Infirmière en Haïti, Karine avait trouvé un emploi comme préposée aux bénéficiaires, mais elle a dû le laisser. « Je gagnais trop peu pour que ça en vaille la peine », a-t-elle expliqué, en précisant que la facture d’une garderie non subventionnée peut dépasser les 50 $ par jour. Elle ira sous peu tenter sa chance au Nouveau-Brunswick et aimerait y déménager avec toute sa famille. « Ici, je suis bloquée. Je ne peux même pas travailler ou étudier pour être infirmière. […] On est réduits à la pauvreté. »

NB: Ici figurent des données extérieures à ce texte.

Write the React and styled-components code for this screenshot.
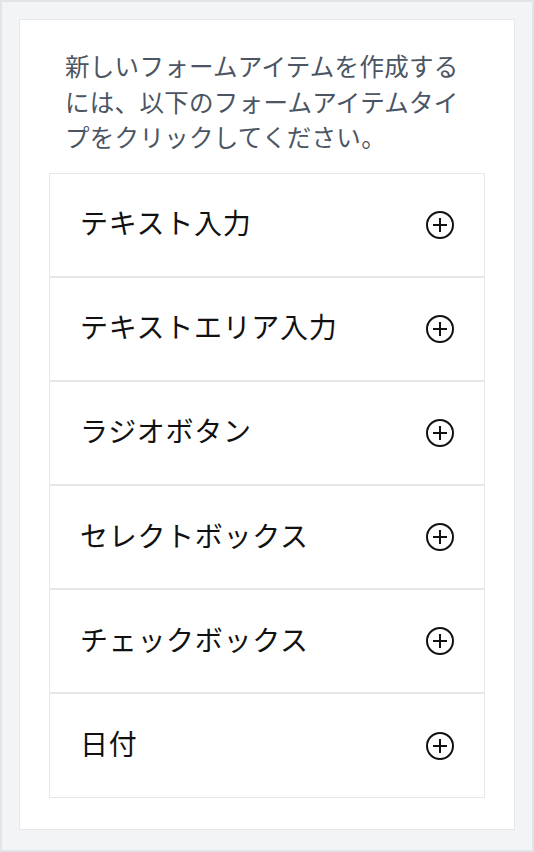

Karine croit que ces années sans garderie ne permettent pas à son enfant de socialiser et de s’intégrer. « La garderie, c’est pas juste pour nous, c’est bien pour les enfants aussi. Imaginez-vous les gens qui ne parlent pas français et qui sont à la maison pendant des années avec leurs enfants. Les problèmes vont arriver quand ils [les enfants] vont commencer l’école », soutient-elle.
Maryse Poisson abonde en ce sens. Ne pas donner l’accès aux garderies subventionnées aux demandeurs d’asile ne fera que retarder leur intégration à la société québécoise. D’autant qu’une majorité d’entre eux sont acceptés comme réfugiés. « C’est 68 % des demandeurs d’asile qui vont être acceptés à la première étape de l’audience et d’autres le seront en appel. Ce sont des personnes qui vont rester ici et on hypothèque leur avenir. Pourquoi ne pas les traiter dès maintenant comme des personnes qui vont contribuer à l’économie et à notre société ? »
Elle espère que la Cour d’appel tranchera du bon côté. « C’est sûr qu’on aimerait gagner, mais on pense que le gouvernement québécois a toute la latitude pour décider de redonner accès aux garderies aux demandeurs d’asile peu importe ce que la Cour décide. »
Au cabinet de la ministre de la Famille, Suzanne Roy, on s’abstient de tout commentaire étant donné que la cause est devant les tribunaux.